>>>>

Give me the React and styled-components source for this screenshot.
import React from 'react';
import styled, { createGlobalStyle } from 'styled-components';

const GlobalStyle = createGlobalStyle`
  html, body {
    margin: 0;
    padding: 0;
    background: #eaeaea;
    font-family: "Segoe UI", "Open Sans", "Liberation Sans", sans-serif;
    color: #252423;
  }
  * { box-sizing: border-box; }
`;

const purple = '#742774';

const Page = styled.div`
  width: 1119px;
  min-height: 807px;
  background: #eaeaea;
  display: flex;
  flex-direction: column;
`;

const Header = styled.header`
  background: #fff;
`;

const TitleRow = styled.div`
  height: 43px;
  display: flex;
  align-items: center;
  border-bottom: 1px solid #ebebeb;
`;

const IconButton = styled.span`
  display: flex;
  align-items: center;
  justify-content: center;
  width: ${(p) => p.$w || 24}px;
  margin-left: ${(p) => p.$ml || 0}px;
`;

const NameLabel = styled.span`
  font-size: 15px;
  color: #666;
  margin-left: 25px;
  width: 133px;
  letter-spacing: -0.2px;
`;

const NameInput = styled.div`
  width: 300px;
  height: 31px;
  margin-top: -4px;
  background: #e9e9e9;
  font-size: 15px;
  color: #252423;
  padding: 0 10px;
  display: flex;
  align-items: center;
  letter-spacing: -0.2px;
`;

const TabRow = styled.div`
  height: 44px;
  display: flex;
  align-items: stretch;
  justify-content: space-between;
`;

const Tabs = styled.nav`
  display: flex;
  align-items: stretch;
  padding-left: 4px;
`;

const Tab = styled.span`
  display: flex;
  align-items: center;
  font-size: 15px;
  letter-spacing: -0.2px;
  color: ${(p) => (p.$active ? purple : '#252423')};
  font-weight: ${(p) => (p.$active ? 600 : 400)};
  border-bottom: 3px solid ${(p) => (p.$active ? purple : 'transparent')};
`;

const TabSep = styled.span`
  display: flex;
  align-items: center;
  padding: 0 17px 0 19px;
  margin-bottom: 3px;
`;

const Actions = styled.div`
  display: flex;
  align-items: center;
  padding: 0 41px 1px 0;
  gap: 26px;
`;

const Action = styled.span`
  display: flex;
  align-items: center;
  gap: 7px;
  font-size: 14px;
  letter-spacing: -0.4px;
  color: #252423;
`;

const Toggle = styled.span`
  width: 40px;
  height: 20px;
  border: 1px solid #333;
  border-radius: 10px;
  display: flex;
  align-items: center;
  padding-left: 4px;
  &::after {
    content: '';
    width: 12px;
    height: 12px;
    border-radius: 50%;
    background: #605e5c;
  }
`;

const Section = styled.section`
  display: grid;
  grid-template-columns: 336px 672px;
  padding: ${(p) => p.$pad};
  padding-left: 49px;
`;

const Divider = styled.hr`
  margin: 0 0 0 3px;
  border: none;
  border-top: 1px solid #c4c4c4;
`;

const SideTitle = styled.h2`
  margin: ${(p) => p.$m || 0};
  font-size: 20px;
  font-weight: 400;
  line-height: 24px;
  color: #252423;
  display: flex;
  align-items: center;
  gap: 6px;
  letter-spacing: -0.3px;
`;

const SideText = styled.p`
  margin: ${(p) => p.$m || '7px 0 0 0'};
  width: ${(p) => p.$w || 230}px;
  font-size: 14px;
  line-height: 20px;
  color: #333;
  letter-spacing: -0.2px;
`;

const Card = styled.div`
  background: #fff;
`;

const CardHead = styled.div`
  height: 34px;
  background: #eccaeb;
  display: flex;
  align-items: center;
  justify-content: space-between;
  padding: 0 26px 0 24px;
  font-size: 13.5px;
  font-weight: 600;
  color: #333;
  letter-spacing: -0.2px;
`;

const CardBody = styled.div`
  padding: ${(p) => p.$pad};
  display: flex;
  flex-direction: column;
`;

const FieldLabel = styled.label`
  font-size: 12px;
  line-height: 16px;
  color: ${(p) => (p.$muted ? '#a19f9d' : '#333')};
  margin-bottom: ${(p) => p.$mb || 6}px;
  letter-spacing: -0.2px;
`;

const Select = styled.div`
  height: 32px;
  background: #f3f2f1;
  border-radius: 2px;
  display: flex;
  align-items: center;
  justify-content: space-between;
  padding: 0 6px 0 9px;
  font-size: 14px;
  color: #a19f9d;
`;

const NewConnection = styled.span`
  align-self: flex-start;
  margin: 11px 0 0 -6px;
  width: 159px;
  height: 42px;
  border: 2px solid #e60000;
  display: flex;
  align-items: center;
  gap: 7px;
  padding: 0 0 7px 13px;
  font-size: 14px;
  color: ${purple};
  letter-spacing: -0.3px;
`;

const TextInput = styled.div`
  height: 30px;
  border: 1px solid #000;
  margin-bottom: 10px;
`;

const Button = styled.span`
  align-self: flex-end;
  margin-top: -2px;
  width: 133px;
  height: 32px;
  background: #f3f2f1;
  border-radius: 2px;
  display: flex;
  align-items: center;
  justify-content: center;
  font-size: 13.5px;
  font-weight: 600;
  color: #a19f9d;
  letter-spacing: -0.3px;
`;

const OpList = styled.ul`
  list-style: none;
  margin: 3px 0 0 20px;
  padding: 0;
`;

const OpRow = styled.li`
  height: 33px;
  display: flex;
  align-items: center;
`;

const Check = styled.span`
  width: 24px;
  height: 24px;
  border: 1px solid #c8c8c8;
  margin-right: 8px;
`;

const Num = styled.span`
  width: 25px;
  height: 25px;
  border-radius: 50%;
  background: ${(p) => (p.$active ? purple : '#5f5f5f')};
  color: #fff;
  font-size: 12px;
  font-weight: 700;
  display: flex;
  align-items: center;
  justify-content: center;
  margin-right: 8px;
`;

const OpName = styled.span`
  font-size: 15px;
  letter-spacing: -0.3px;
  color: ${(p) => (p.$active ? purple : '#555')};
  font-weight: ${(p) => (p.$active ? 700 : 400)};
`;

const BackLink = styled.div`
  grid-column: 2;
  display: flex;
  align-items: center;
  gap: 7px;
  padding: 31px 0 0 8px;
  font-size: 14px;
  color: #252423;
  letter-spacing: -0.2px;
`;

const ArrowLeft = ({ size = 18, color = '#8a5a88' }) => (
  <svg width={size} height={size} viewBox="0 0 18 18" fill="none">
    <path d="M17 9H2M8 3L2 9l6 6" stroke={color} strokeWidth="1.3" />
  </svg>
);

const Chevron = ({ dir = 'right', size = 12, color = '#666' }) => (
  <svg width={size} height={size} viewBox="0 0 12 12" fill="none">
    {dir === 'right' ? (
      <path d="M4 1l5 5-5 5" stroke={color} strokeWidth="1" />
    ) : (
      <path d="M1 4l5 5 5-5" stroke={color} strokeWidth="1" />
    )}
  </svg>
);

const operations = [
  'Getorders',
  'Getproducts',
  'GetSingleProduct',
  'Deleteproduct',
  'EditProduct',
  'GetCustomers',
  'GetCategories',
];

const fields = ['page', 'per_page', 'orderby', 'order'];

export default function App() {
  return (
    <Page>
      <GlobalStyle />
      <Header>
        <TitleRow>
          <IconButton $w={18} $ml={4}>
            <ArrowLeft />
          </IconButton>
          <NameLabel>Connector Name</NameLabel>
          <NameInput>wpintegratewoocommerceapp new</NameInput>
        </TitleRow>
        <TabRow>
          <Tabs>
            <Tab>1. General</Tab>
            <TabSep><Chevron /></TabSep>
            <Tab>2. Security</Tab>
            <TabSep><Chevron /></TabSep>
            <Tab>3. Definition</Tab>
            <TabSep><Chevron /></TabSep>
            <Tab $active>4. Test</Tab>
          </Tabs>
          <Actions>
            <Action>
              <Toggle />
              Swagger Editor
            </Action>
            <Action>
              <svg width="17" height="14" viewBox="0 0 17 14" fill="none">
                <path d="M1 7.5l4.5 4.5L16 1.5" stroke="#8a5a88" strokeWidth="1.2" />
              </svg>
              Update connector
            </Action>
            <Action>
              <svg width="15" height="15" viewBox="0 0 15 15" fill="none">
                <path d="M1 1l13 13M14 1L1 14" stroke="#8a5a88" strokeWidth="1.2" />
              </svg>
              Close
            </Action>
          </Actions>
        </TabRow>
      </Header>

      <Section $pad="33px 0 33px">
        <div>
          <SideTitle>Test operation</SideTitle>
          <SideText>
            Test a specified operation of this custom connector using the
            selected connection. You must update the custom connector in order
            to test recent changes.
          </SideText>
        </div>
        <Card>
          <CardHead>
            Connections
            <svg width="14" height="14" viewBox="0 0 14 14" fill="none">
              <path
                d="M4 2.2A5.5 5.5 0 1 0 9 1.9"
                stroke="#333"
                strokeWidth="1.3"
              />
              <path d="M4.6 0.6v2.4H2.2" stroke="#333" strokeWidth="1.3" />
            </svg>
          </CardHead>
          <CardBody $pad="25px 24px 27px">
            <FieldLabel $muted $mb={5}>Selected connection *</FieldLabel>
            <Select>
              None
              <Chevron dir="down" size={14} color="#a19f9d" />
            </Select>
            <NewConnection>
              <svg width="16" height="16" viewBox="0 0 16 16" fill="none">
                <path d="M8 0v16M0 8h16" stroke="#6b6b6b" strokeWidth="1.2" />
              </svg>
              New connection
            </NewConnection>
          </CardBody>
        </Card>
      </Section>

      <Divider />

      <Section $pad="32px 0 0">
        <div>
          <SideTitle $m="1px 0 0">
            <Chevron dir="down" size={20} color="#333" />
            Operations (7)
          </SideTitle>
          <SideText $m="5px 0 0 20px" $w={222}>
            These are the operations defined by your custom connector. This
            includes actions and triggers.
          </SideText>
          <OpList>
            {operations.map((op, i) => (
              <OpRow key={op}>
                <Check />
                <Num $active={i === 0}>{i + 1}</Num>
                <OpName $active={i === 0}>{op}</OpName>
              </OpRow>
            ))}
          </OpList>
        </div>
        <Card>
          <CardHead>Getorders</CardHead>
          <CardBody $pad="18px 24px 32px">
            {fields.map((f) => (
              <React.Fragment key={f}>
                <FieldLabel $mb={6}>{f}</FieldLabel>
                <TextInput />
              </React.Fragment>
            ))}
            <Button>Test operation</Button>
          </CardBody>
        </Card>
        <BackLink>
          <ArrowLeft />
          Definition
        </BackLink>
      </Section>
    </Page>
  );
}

<<<<

# Work to do
Starting at the first line of the material above, reproduce each line exactly up to and including the line with "const purple = '#742774';".

# Full answer
Give me the React and styled-components source for this screenshot.
import React from 'react';
import styled, { createGlobalStyle } from 'styled-components';

const GlobalStyle = createGlobalStyle`
  html, body {
    margin: 0;
    padding: 0;
    background: #eaeaea;
    font-family: "Segoe UI", "Open Sans", "Liberation Sans", sans-serif;
    color: #252423;
  }
  * { box-sizing: border-box; }
`;

const purple = '#742774';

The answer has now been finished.